▶ DATASET EXCERPT:
--*--
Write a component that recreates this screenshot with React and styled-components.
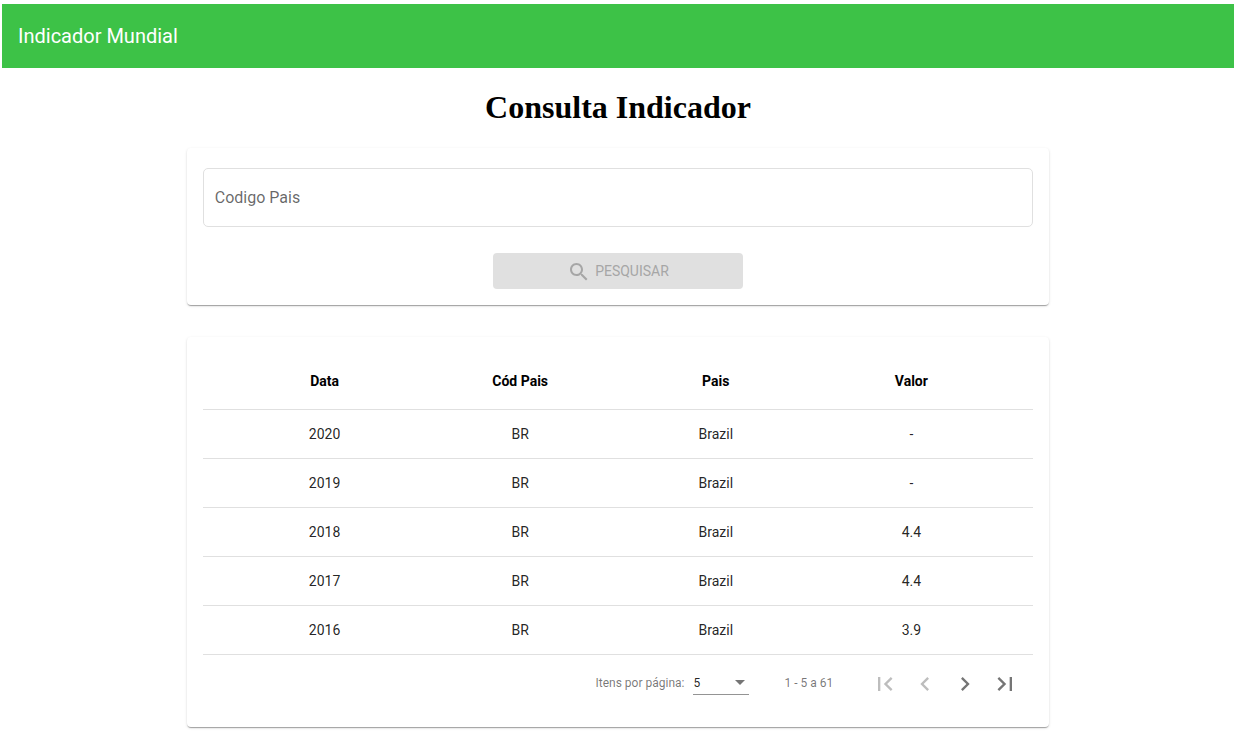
import React, { useState } from 'react';
import styled, { createGlobalStyle } from 'styled-components';

const GlobalStyle = createGlobalStyle`
  *, *::before, *::after { box-sizing: border-box; }
  body {
    margin: 0;
    background: #fff;
    font-family: Roboto, "Liberation Sans", sans-serif;
  }
`;

const Page = styled.div`
  padding: 4px 3px 4px 2px;
`;

const Toolbar = styled.header`
  display: flex;
  align-items: center;
  height: 64px;
  padding: 0 16px;
  background: #3dc247;
  color: #fff;
  font-size: 20px;
  line-height: 32px;
`;

const Content = styled.main`
  display: flex;
  flex-direction: column;
  align-items: center;
`;

const Title = styled.h1`
  margin: 21px 0 22px;
  font-family: "Liberation Serif", serif;
  font-size: 32px;
  line-height: 37px;
  font-weight: 700;
  color: #000;
`;

const Card = styled.section`
  width: 70%;
  margin-bottom: ${({ $last }) => ($last ? '0' : '32px')};
  padding: 16px;
  border-radius: 4px;
  background: #fff;
  box-shadow:
    0 2px 1px -1px rgba(0, 0, 0, 0.2),
    0 1px 1px 0 rgba(0, 0, 0, 0.14),
    0 1px 3px 0 rgba(0, 0, 0, 0.12);
`;

const SearchForm = styled.form`
  display: flex;
  flex-direction: column;
  align-items: center;
  gap: 26px;
  padding-top: 4px;
`;

const TextField = styled.input`
  width: 100%;
  height: 59px;
  padding: 0 11px;
  border: 1px solid #e0e0e0;
  border-radius: 5px;
  background: transparent;
  color: rgba(0, 0, 0, 0.87);
  font-family: inherit;
  font-size: 16px;
  outline: none;

  &::placeholder { color: rgba(0, 0, 0, 0.6); opacity: 1; }
  &:focus { border-color: #3dc247; }
`;

const SearchButton = styled.button`
  display: flex;
  align-items: center;
  justify-content: center;
  gap: 4px;
  width: 250px;
  height: 36px;
  padding: 0 16px;
  border: 0;
  border-radius: 4px;
  background: #3dc247;
  color: #fff;
  font-family: inherit;
  font-size: 14px;
  line-height: 36px;

  &:disabled { background: #e0e0e0; color: #a6a6a6; }
`;

const Table = styled.table`
  display: block;
  width: 100%;
  font-size: 14px;
  line-height: 20px;

  thead, tbody { display: block; }
`;

const Row = styled.tr`
  display: grid;
  grid-template-columns: repeat(4, 1fr);
  align-items: center;
  height: ${({ $head }) => ($head ? '57px' : '49px')};
  padding: 0 24px;
  border-bottom: 1px solid #e0e0e0;
`;

const HeadCell = styled.th`
  padding: 0;
  text-align: center;
  font-weight: 700;
  color: #000;
`;

const Cell = styled.td`
  padding: 0;
  text-align: center;
  color: rgba(0, 0, 0, 0.87);
`;

const Paginator = styled.nav`
  display: flex;
  align-items: center;
  justify-content: flex-end;
  height: 56px;
  padding-right: 8px;
  font-size: 12px;
  line-height: 20px;
  color: rgba(0, 0, 0, 0.54);
`;

const SizeBox = styled.div`
  display: flex;
  align-items: center;
  width: 56px;
  height: 24px;
  margin: 0 35px 0 9px;
  border-bottom: 1px solid #949494;
`;

const SizeSelect = styled.select`
  flex: 1;
  min-width: 0;
  height: 20px;
  margin-right: -18px;
  padding: 0 18px 0 0;
  border: 0;
  appearance: none;
  background: transparent;
  color: rgba(0, 0, 0, 0.87);
  font-family: inherit;
  font-size: 12px;
  outline: none;
`;

const Arrow = styled.svg`
  width: 10px;
  height: 5px;
  margin: 0 4px;
  fill: #757575;
  pointer-events: none;
`;

const Range = styled.span`
  margin-right: 32px;
`;

const PageButton = styled.button`
  display: flex;
  align-items: center;
  justify-content: center;
  width: 40px;
  height: 40px;
  padding: 0;
  border: 0;
  border-radius: 50%;
  background: transparent;
  color: #757575;

  &:disabled { color: #bdbdbd; }
`;

const Icon = styled.svg`
  flex: none;
  width: ${({ $size }) => $size}px;
  height: ${({ $size }) => $size}px;
  margin-top: 2px;
  fill: currentColor;
`;

const SEARCH_PATH =
  'M15.5 14h-.79l-.28-.27C15.41 12.59 16 11.11 16 9.5 16 5.91 13.09 3 9.5 3S3 5.91 3 9.5 5.91 16 9.5 16c1.61 0 3.09-.59 4.23-1.57l.27.28v.79l5 4.99L20.49 19l-4.99-5zm-6 0C7.01 14 5 11.99 5 9.5S7.01 5 9.5 5 14 7.01 14 9.5 11.99 14 9.5 14z';

const columns = ['Data', 'Cód Pais', 'Pais', 'Valor'];

const rows = [
  ['2020', 'BR', 'Brazil', '-'],
  ['2019', 'BR', 'Brazil', '-'],
  ['2018', 'BR', 'Brazil', '4.4'],
  ['2017', 'BR', 'Brazil', '4.4'],
  ['2016', 'BR', 'Brazil', '3.9'],
];

const pageButtons = [
  {
    label: 'Primeira página',
    path: 'M18.41 16.59L13.82 12l4.59-4.59L17 6l-6 6 6 6zM6 6h2v12H6z',
    disabled: true,
  },
  {
    label: 'Página anterior',
    path: 'M15.41 7.41L14 6l-6 6 6 6 1.41-1.41L10.83 12z',
    disabled: true,
  },
  {
    label: 'Próxima página',
    path: 'M10 6L8.59 7.41 13.17 12l-4.58 4.59L10 18l6-6z',
    disabled: false,
  },
  {
    label: 'Última página',
    path: 'M5.59 7.41L10.18 12l-4.59 4.59L7 18l6-6-6-6zM16 6h2v12h-2z',
    disabled: false,
  },
];

export default function App() {
  const [code, setCode] = useState('');
  const [size, setSize] = useState('5');

  return (
    <>
      <GlobalStyle />
      <Page>
        <Toolbar>Indicador Mundial</Toolbar>
        <Content>
          <Title>Consulta Indicador</Title>
          <Card>
            <SearchForm onSubmit={(event) => event.preventDefault()}>
              <TextField
                aria-label="Codigo Pais"
                placeholder="Codigo Pais"
                value={code}
                onChange={(event) => setCode(event.target.value)}
              />
              <SearchButton type="submit" disabled={!code}>
                <Icon $size={24} viewBox="0 0 24 24" aria-hidden="true">
                  <path d={SEARCH_PATH} />
                </Icon>
                PESQUISAR
              </SearchButton>
            </SearchForm>
          </Card>
          <Card $last>
            <Table>
              <thead>
                <Row $head>
                  {columns.map((name) => (
                    <HeadCell key={name} scope="col">{name}</HeadCell>
                  ))}
                </Row>
              </thead>
              <tbody>
                {rows.map((row) => (
                  <Row key={row[0]}>
                    {row.map((value, index) => (
                      <Cell key={columns[index]}>{value}</Cell>
                    ))}
                  </Row>
                ))}
              </tbody>
            </Table>
            <Paginator aria-label="Paginação">
              <label htmlFor="page-size">Itens por página:</label>
              <SizeBox>
                <SizeSelect
                  id="page-size"
                  value={size}
                  onChange={(event) => setSize(event.target.value)}
                >
                  <option>5</option>
                  <option>10</option>
                  <option>20</option>
                </SizeSelect>
                <Arrow viewBox="0 0 10 5" aria-hidden="true">
                  <path d="M0 0h10L5 5z" />
                </Arrow>
              </SizeBox>
              <Range>1 - 5 a 61</Range>
              {pageButtons.map(({ label, path, disabled }) => (
                <PageButton key={label} type="button" aria-label={label} disabled={disabled}>
                  <Icon $size={28} viewBox="0 0 24 24" aria-hidden="true">
                    <path d={path} />
                  </Icon>
                </PageButton>
              ))}
            </Paginator>
          </Card>
        </Content>
      </Page>
    </>
  );
}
--*--
Give the data above again in full and unchanged, skipping the pictures.

Write a component that recreates this screenshot with React and styled-components.
import React, { useState } from 'react';
import styled, { createGlobalStyle } from 'styled-components';

const GlobalStyle = createGlobalStyle`
  *, *::before, *::after { box-sizing: border-box; }
  body {
    margin: 0;
    background: #fff;
    font-family: Roboto, "Liberation Sans", sans-serif;
  }
`;

const Page = styled.div`
  padding: 4px 3px 4px 2px;
`;

const Toolbar = styled.header`
  display: flex;
  align-items: center;
  height: 64px;
  padding: 0 16px;
  background: #3dc247;
  color: #fff;
  font-size: 20px;
  line-height: 32px;
`;

const Content = styled.main`
  display: flex;
  flex-direction: column;
  align-items: center;
`;

const Title = styled.h1`
  margin: 21px 0 22px;
  font-family: "Liberation Serif", serif;
  font-size: 32px;
  line-height: 37px;
  font-weight: 700;
  color: #000;
`;

const Card = styled.section`
  width: 70%;
  margin-bottom: ${({ $last }) => ($last ? '0' : '32px')};
  padding: 16px;
  border-radius: 4px;
  background: #fff;
  box-shadow:
    0 2px 1px -1px rgba(0, 0, 0, 0.2),
    0 1px 1px 0 rgba(0, 0, 0, 0.14),
    0 1px 3px 0 rgba(0, 0, 0, 0.12);
`;

const SearchForm = styled.form`
  display: flex;
  flex-direction: column;
  align-items: center;
  gap: 26px;
  padding-top: 4px;
`;

const TextField = styled.input`
  width: 100%;
  height: 59px;
  padding: 0 11px;
  border: 1px solid #e0e0e0;
  border-radius: 5px;
  background: transparent;
  color: rgba(0, 0, 0, 0.87);
  font-family: inherit;
  font-size: 16px;
  outline: none;

  &::placeholder { color: rgba(0, 0, 0, 0.6); opacity: 1; }
  &:focus { border-color: #3dc247; }
`;

const SearchButton = styled.button`
  display: flex;
  align-items: center;
  justify-content: center;
  gap: 4px;
  width: 250px;
  height: 36px;
  padding: 0 16px;
  border: 0;
  border-radius: 4px;
  background: #3dc247;
  color: #fff;
  font-family: inherit;
  font-size: 14px;
  line-height: 36px;

  &:disabled { background: #e0e0e0; color: #a6a6a6; }
`;

const Table = styled.table`
  display: block;
  width: 100%;
  font-size: 14px;
  line-height: 20px;

  thead, tbody { display: block; }
`;

const Row = styled.tr`
  display: grid;
  grid-template-columns: repeat(4, 1fr);
  align-items: center;
  height: ${({ $head }) => ($head ? '57px' : '49px')};
  padding: 0 24px;
  border-bottom: 1px solid #e0e0e0;
`;

const HeadCell = styled.th`
  padding: 0;
  text-align: center;
  font-weight: 700;
  color: #000;
`;

const Cell = styled.td`
  padding: 0;
  text-align: center;
  color: rgba(0, 0, 0, 0.87);
`;

const Paginator = styled.nav`
  display: flex;
  align-items: center;
  justify-content: flex-end;
  height: 56px;
  padding-right: 8px;
  font-size: 12px;
  line-height: 20px;
  color: rgba(0, 0, 0, 0.54);
`;

const SizeBox = styled.div`
  display: flex;
  align-items: center;
  width: 56px;
  height: 24px;
  margin: 0 35px 0 9px;
  border-bottom: 1px solid #949494;
`;

const SizeSelect = styled.select`
  flex: 1;
  min-width: 0;
  height: 20px;
  margin-right: -18px;
  padding: 0 18px 0 0;
  border: 0;
  appearance: none;
  background: transparent;
  color: rgba(0, 0, 0, 0.87);
  font-family: inherit;
  font-size: 12px;
  outline: none;
`;

const Arrow = styled.svg`
  width: 10px;
  height: 5px;
  margin: 0 4px;
  fill: #757575;
  pointer-events: none;
`;

const Range = styled.span`
  margin-right: 32px;
`;

const PageButton = styled.button`
  display: flex;
  align-items: center;
  justify-content: center;
  width: 40px;
  height: 40px;
  padding: 0;
  border: 0;
  border-radius: 50%;
  background: transparent;
  color: #757575;

  &:disabled { color: #bdbdbd; }
`;

const Icon = styled.svg`
  flex: none;
  width: ${({ $size }) => $size}px;
  height: ${({ $size }) => $size}px;
  margin-top: 2px;
  fill: currentColor;
`;

const SEARCH_PATH =
  'M15.5 14h-.79l-.28-.27C15.41 12.59 16 11.11 16 9.5 16 5.91 13.09 3 9.5 3S3 5.91 3 9.5 5.91 16 9.5 16c1.61 0 3.09-.59 4.23-1.57l.27.28v.79l5 4.99L20.49 19l-4.99-5zm-6 0C7.01 14 5 11.99 5 9.5S7.01 5 9.5 5 14 7.01 14 9.5 11.99 14 9.5 14z';

const columns = ['Data', 'Cód Pais', 'Pais', 'Valor'];

const rows = [
  ['2020', 'BR', 'Brazil', '-'],
  ['2019', 'BR', 'Brazil', '-'],
  ['2018', 'BR', 'Brazil', '4.4'],
  ['2017', 'BR', 'Brazil', '4.4'],
  ['2016', 'BR', 'Brazil', '3.9'],
];

const pageButtons = [
  {
    label: 'Primeira página',
    path: 'M18.41 16.59L13.82 12l4.59-4.59L17 6l-6 6 6 6zM6 6h2v12H6z',
    disabled: true,
  },
  {
    label: 'Página anterior',
    path: 'M15.41 7.41L14 6l-6 6 6 6 1.41-1.41L10.83 12z',
    disabled: true,
  },
  {
    label: 'Próxima página',
    path: 'M10 6L8.59 7.41 13.17 12l-4.58 4.59L10 18l6-6z',
    disabled: false,
  },
  {
    label: 'Última página',
    path: 'M5.59 7.41L10.18 12l-4.59 4.59L7 18l6-6-6-6zM16 6h2v12h-2z',
    disabled: false,
  },
];

export default function App() {
  const [code, setCode] = useState('');
  const [size, setSize] = useState('5');

  return (
    <>
      <GlobalStyle />
      <Page>
        <Toolbar>Indicador Mundial</Toolbar>
        <Content>
          <Title>Consulta Indicador</Title>
          <Card>
            <SearchForm onSubmit={(event) => event.preventDefault()}>
              <TextField
                aria-label="Codigo Pais"
                placeholder="Codigo Pais"
                value={code}
                onChange={(event) => setCode(event.target.value)}
              />
              <SearchButton type="submit" disabled={!code}>
                <Icon $size={24} viewBox="0 0 24 24" aria-hidden="true">
                  <path d={SEARCH_PATH} />
                </Icon>
                PESQUISAR
              </SearchButton>
            </SearchForm>
          </Card>
          <Card $last>
            <Table>
              <thead>
                <Row $head>
                  {columns.map((name) => (
                    <HeadCell key={name} scope="col">{name}</HeadCell>
                  ))}
                </Row>
              </thead>
              <tbody>
                {rows.map((row) => (
                  <Row key={row[0]}>
                    {row.map((value, index) => (
                      <Cell key={columns[index]}>{value}</Cell>
                    ))}
                  </Row>
                ))}
              </tbody>
            </Table>
            <Paginator aria-label="Paginação">
              <label htmlFor="page-size">Itens por página:</label>
              <SizeBox>
                <SizeSelect
                  id="page-size"
                  value={size}
                  onChange={(event) => setSize(event.target.value)}
                >
                  <option>5</option>
                  <option>10</option>
                  <option>20</option>
                </SizeSelect>
                <Arrow viewBox="0 0 10 5" aria-hidden="true">
                  <path d="M0 0h10L5 5z" />
                </Arrow>
              </SizeBox>
              <Range>1 - 5 a 61</Range>
              {pageButtons.map(({ label, path, disabled }) => (
                <PageButton key={label} type="button" aria-label={label} disabled={disabled}>
                  <Icon $size={28} viewBox="0 0 24 24" aria-hidden="true">
                    <path d={path} />
                  </Icon>
                </PageButton>
              ))}
            </Paginator>
          </Card>
        </Content>
      </Page>
    </>
  );
}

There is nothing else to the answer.